Powell didn’t pour more oil on the fire, but the tone is set

We’d argue that, at this stage, higher-than-target inflation is a well-accepted fact across markets, and that investors are more focused on how central banks will react to it. Fed Chair Powell largely refrained from pouring more oil on the hawkish fire at his Senate hearing yesterday, save for comments that will prompt markets to bring forward the expected date of balance sheet reduction (quantitative tightening, or QT). His comments that QT will come 'sooner and faster' might achieve to cap the number fo hikes priced by the curve this year at four, and instead put the focus on balance sheet reduction, starting around the middle of 2022.

Powell's comments will prompt markets to bring forward the expected date of balance sheet reduction

In this light, we think the bar for today’s US CPI print to prompt another large rates sell-off is slightly higher than the 7% Bloomberg consensus. There is also the argument that, as last week’s job report has demonstrated, employment indicators carry more weight in the way interest rates anticipate Fed tightening. This isn’t what Powell said yesterday, but we think the fall in unemployment in particular has already set the tone in markets. All this is to say, we expect USD rates to continue drifting higher today, but US CPI might not be the main driver.

EUR curve steepening shows that supply is the dominant driver

Meanwhile, borrowers continue to queue around the block to sell bonds to investors. Given the context, and despite some spikes in yields throughout yesterday’s session, that process has been relatively orderly. We reckon that a lot of the supply-related adjustment upwards in rates has happened since mid-December. That this process saw a steepening of curves is a sign that, at least in the Eurozone, supply pressure is the dominant factor in the rates sell-off, rather than concerns about ECB tightening.

Syndicated volumes are set to spike in January

Source: Refinitiv, ING
Refinitiv, ING

We only expect the focus to shift to ECB tightening after the 1Q 2022 supply surge

We think both are potent drivers but we only expect the focus to shift to ECB tightening after the 1Q 2022 supply surge. For now, the debate is raging between hawks and doves on the ECB’s board. The deciding factor of which camp gains the upper hand is how the ECB’s inflation forecast evolves in the coming quarters (updates are due in March and June). If, as Isabel Schnabel fears, sticky energy prices prevent future inflation from falling back below 2%, then the focus will quickly shift to tightening. If, as Philip Lane believes, inflation falls back, markets are looking at a quieter second half of the year.

The EUR swap curve is already pricing more than 50bp of hikes by late 2023

Source: Refinitiv, ING
Refinitiv, ING

The EUR swap curve is already pricing in a decent amount of hikes, over 50bp by end-2023, which is roughly in line with our own expectation. Even if markets have a well documented tendency to overshoot, we think this points to most of the further upside in rates being at the long-end. This is all the more true that supply looks sure to ramp up in the coming days and weeks.
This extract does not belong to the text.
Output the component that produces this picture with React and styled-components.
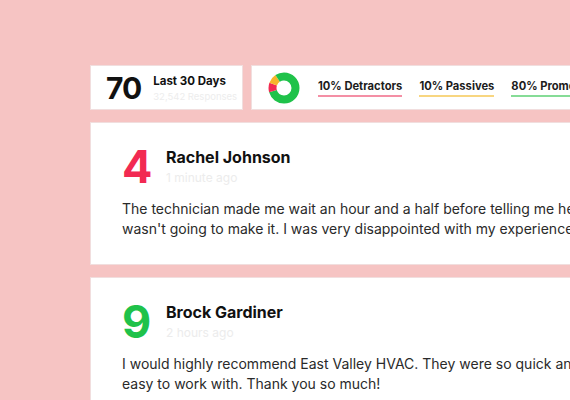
import React from 'react';
import styled, { createGlobalStyle } from 'styled-components';

const GlobalStyle = createGlobalStyle`
  html, body {
    margin: 0;
    padding: 0;
    background: #f6c4c3;
    overflow: hidden;
  }
  body {
    font-family: Inter, "Noto Sans", sans-serif;
    color: #1c1c1c;
  }
`;

const Page = styled.div`
  width: 640px;
  padding: 65px 0 0 90px;
  display: flex;
  flex-direction: column;
  gap: 12px;
`;

const StatsRow = styled.div`
  display: flex;
  gap: 8px;
`;

const Card = styled.div`
  background: #fff;
  border: 1px solid #f1dede;
  box-sizing: border-box;
`;

const TotalCard = styled(Card)`
  width: 153px;
  height: 45px;
  display: flex;
  align-items: center;
  padding-left: 15px;
  gap: 12px;
`;

const BigNumber = styled.div`
  font-size: 30px;
  font-weight: 700;
  letter-spacing: -1px;
  line-height: 1;
  color: #111;
`;

const TotalText = styled.div`
  display: flex;
  flex-direction: column;
  gap: 3px;
  margin-top: 1px;
`;

const TotalTitle = styled.div`
  font-size: 11.5px;
  font-weight: 700;
  line-height: 14px;
  color: #111;
`;

const TotalSub = styled.div`
  font-size: 9.5px;
  line-height: 12px;
  color: #ededed;
`;

const BreakdownCard = styled(Card)`
  flex: 1;
  height: 45px;
  display: flex;
  align-items: center;
  padding-left: 16px;
`;

const Donut = styled.svg`
  width: 32px;
  height: 32px;
  margin-right: 18px;
  flex-shrink: 0;
`;

const Labels = styled.div`
  display: flex;
  gap: 17px;
  white-space: nowrap;
`;

const Label = styled.span`
  font-size: 11.2px;
  font-weight: 700;
  color: #1c1c1c;
  line-height: 14px;
  padding-bottom: 2px;
  border-bottom: 2px solid ${p => p.$line};
`;

const ReviewCard = styled(Card)`
  padding: 21px 0 25px 31px;
`;

const Header = styled.div`
  display: flex;
  align-items: flex-start;
  gap: 18px;
`;

const Score = styled.div`
  font-size: 45px;
  font-weight: 700;
  line-height: 45px;
  width: 26px;
  color: ${p => p.$color};
`;

const Who = styled.div`
  display: flex;
  flex-direction: column;
  gap: 3px;
  margin-top: 3px;
`;

const Name = styled.div`
  font-size: 16px;
  font-weight: 700;
  line-height: 20px;
  color: #111;
`;

const When = styled.div`
  font-size: 12px;
  line-height: 16px;
  color: #ececec;
`;

const Body = styled.p`
  margin: 10px 0 0;
  width: 460px;
  font-size: 14px;
  line-height: 20px;
  color: #2a2a2a;
`;

const ring = 2 * Math.PI * 11.5;

const segments = [
  { color: '#1fc24a', from: 0, size: 0.7 },
  { color: '#f22a52', from: 0.7, size: 0.1 },
  { color: '#f7b52b', from: 0.8, size: 0.1 },
  { color: '#1fc24a', from: 0.9, size: 0.1 },
];

const reviews = [
  {
    score: 4,
    color: '#f22a52',
    name: 'Rachel Johnson',
    when: '1 minute ago',
    text: "The technician made me wait an hour and a half before telling me he wasn't going to make it. I was very disappointed with my experience.",
  },
  {
    score: 9,
    color: '#1fc24a',
    name: 'Brock Gardiner',
    when: '2 hours ago',
    text: 'I would highly recommend East Valley HVAC. They were so quick and easy to work with. Thank you so much!',
  },
];

const App = () => (
  <>
    <GlobalStyle />
    <Page>
      <StatsRow>
        <TotalCard>
          <BigNumber>70</BigNumber>
          <TotalText>
            <TotalTitle>Last 30 Days</TotalTitle>
            <TotalSub>32,542 Responses</TotalSub>
          </TotalText>
        </TotalCard>
        <BreakdownCard>
          <Donut viewBox="0 0 32 32">
            {segments.map((s, i) => (
              <circle
                key={i}
                cx="16"
                cy="16"
                r="11.5"
                fill="none"
                stroke={s.color}
                strokeWidth="8"
                strokeDasharray={`${s.size * ring} ${ring}`}
                strokeDashoffset={-s.from * ring}
                transform="rotate(-90 16 16)"
              />
            ))}
          </Donut>
          <Labels>
            <Label $line="#f48fa5">10% Detractors</Label>
            <Label $line="#f8d681">10% Passives</Label>
            <Label $line="#86dc97">80% Promoters</Label>
          </Labels>
        </BreakdownCard>
      </StatsRow>
      {reviews.map(r => (
        <ReviewCard key={r.name}>
          <Header>
            <Score $color={r.color}>{r.score}</Score>
            <Who>
              <Name>{r.name}</Name>
              <When>{r.when}</When>
            </Who>
          </Header>
          <Body>{r.text}</Body>
        </ReviewCard>
      ))}
    </Page>
  </>
);

export default App;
Today’s events and market view

European economic releases offer little prospect of market moves in our opinion, but primary market activity continues. In addition to Germany’s 30Y auction, Portugal has mandated banks for the sale of a 20Y, a break with the tradition of starting the year with a 10Y launch. Based on previous long-end Portuguese deals, this one amounts to €3-4bn.

The December US CPI release looms large on today’s calendar. The acceleration of the core component is probably what will focus investors’ minds the most.

In supply, the US Treasury will sell 10Y T-notes.